The sequence identities (MegAlign by the Clustal W program) and conserved domain analyses (https://www.ncbi.nlm.nih.gov/Structure/cdd/wrpsb.cgi) indicated that AnBV is a novel species in Badnavirus. The whole genome sequence nucleotide (nt) identities of AnBV with recognized badnaviruses range from 39.8–54.7%. The all badnavirus conserved domains (MP, CP, AP RT and RNase H) are found in the putative products encoded by ORFs of AnBV, despite the MP is separately located on the ORF3a product (Supplementary Fig. 2). The identities of AnBV in the conserved RT/RNase H coding region with recognized badnaviruses are less than 72.2% (nt) and 78.6% (amino acid, aa) (Table 1). Both values are less than the guidelines (80% nt and 89% aa) for demarcation of species within the genus Badnavirus setting by ICTV [4].

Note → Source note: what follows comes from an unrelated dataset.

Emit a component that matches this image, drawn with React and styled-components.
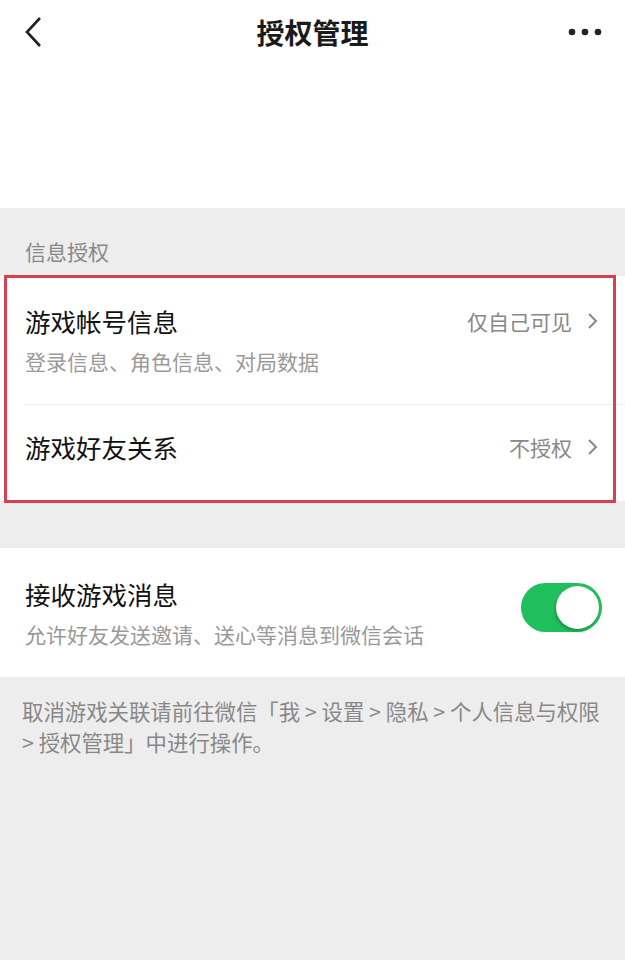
import React from "react";
import styled, { createGlobalStyle } from "styled-components";

const Global = createGlobalStyle`
  html, body {
    margin: 0;
    padding: 0;
    background: #ededed;
    font-family: "Noto Sans CJK SC", "Noto Sans", sans-serif;
  }
`;

const Page = styled.div`
  width: 625px;
  min-height: 960px;
  background: #ededed;
`;

const Header = styled.div`
  background: #fff;
  height: 208px;
`;

const NavBar = styled.div`
  height: 64px;
  display: flex;
  align-items: center;
  justify-content: space-between;
  padding: 0 22px 0 22px;
  position: relative;
`;

const Title = styled.h1`
  position: absolute;
  left: 0;
  right: 0;
  top: 0;
  margin: 0;
  line-height: 64px;
  text-align: center;
  font-size: 28px;
  font-weight: 700;
  color: #1a1a1a;
  pointer-events: none;
`;

const IconBtn = styled.div`
  display: flex;
  align-items: center;
  height: 64px;
`;

const SectionLabel = styled.div`
  padding: 29px 25px 0;
  height: 39px;
  font-size: 21px;
  color: #888;
  line-height: 28px;
`;

const Card = styled.div`
  background: #fff;
  position: relative;
  margin-top: ${(p) => p.$top || 0}px;
`;

const Highlight = styled.div`
  position: absolute;
  left: 4px;
  right: 9px;
  top: -1px;
  bottom: -2px;
  border: 3px solid #d6404f;
  pointer-events: none;
`;

const Row = styled.div`
  display: flex;
  align-items: center;
  justify-content: space-between;
  box-sizing: border-box;
  padding: 0 25px ${(p) => p.$pb || 0}px;
  height: ${(p) => p.$h}px;
  border-top: ${(p) => (p.$divider ? "1px solid #ececec" : "none")};
  margin-left: ${(p) => (p.$divider ? "25px" : "0")};
  padding-left: ${(p) => (p.$divider ? "0" : "25px")};
`;

const Texts = styled.div`
  display: flex;
  flex-direction: column;
  gap: 10px;
`;

const RowTitle = styled.div`
  font-size: 25.5px;
  line-height: 32px;
  color: #111;
`;

const RowSub = styled.div`
  font-size: 21px;
  line-height: 28px;
  color: #999;
`;

const Right = styled.div`
  display: flex;
  align-items: center;
  gap: 15px;
  font-size: 21px;
  color: #888;
  align-self: ${(p) => (p.$top ? "flex-start" : "center")};
  margin-top: ${(p) => (p.$top ? "30px" : "0")};
  margin-right: 2px;
`;

const Toggle = styled.div`
  width: 81px;
  height: 49px;
  border-radius: 25px;
  background: #1fbf5c;
  position: relative;
  margin-right: -2px;
  margin-bottom: 10px;
  &::after {
    content: "";
    position: absolute;
    right: 3px;
    top: 3px;
    width: 43px;
    height: 43px;
    border-radius: 50%;
    background: #fff;
    box-shadow: -1px 2px 3px rgba(0, 0, 0, 0.25);
  }
`;

const Footer = styled.p`
  margin: 0;
  padding: 18px 22px 0;
  font-size: 21.4px;
  line-height: 31px;
  color: #888;
`;

const Chevron = () => (
  <svg width="11" height="18" viewBox="0 0 11 18">
    <path d="M2 2 L9 9 L2 16" fill="none" stroke="#888" strokeWidth="2" />
  </svg>
);

export default function App() {
  return (
    <Page>
      <Global />
      <Header>
        <NavBar>
          <IconBtn>
            <svg width="22" height="32" viewBox="0 0 22 32">
              <path
                d="M18 2 L5 16 L18 30"
                fill="none"
                stroke="#222"
                strokeWidth="2.6"
              />
            </svg>
          </IconBtn>
          <Title>授权管理</Title>
          <IconBtn>
            <svg width="36" height="10" viewBox="0 0 36 10">
              <circle cx="5" cy="5" r="3.3" fill="#222" />
              <circle cx="18" cy="5" r="3.3" fill="#222" />
              <circle cx="31" cy="5" r="3.3" fill="#222" />
            </svg>
          </IconBtn>
        </NavBar>
      </Header>

      <SectionLabel>信息授权</SectionLabel>
      <Card>
        <Row $h={128}>
          <Texts>
            <RowTitle>游戏帐号信息</RowTitle>
            <RowSub>登录信息、角色信息、对局数据</RowSub>
          </Texts>
          <Right $top>
            仅自己可见
            <Chevron />
          </Right>
        </Row>
        <Row $h={97} $pb={12} $divider>
          <RowTitle>游戏好友关系</RowTitle>
          <Right>
            不授权
            <Chevron />
          </Right>
        </Row>
        <Highlight />
      </Card>

      <Card $top={47}>
        <Row $h={129}>
          <Texts>
            <RowTitle>接收游戏消息</RowTitle>
            <RowSub>允许好友发送邀请、送心等消息到微信会话</RowSub>
          </Texts>
          <Toggle />
        </Row>
      </Card>

      <Footer>
        取消游戏关联请前往微信「我 &gt; 设置 &gt; 隐私 &gt; 个人信息与权限 &gt; 授权管理」中进行操作。
      </Footer>
    </Page>
  );
}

Phylogeny analysis further confirmed that AnBV is a unique species in the genus Badnavirus. The all recognized badanviruses (Supplementary Table 2) were used to reconstructed phylogenetic trees by the Maximum-likelihood method in MEGA 11 [5]. The phylogenetic trees based on amino acid sequences of conserved RT/RNase H region (Fig. 2) revealed that badnaviruses clustered into six groups. The three viruses with split ORF3 were scattered in different groups. AnBV was closely related to Dioscorea bacilliform AL virus 2 (DBALV-2), while JuMaV was closed to epiphyllum mottle-associated virus (EpMoaV) and Dracaena mottle virus (DrMV), and SPPV is form a group alone.
Next to SPPV and JuMaV, AnBV is the third badnavirus with split ORF3 being identified up to now. It is expectable that more viruses with similar genome structure will be discovered in future. We suggest they should be recognized as members of the genus Badnavirus rather than be grouped to a new genus proposed by Du et al. [3], though the genome organization is one of the main characteristics that distinguish genera in family Caulimoviridae [4]. The expression pattern of ORF3a and ORF3b, the infection cycle and the damage of AnBV are need to investigate furtherly.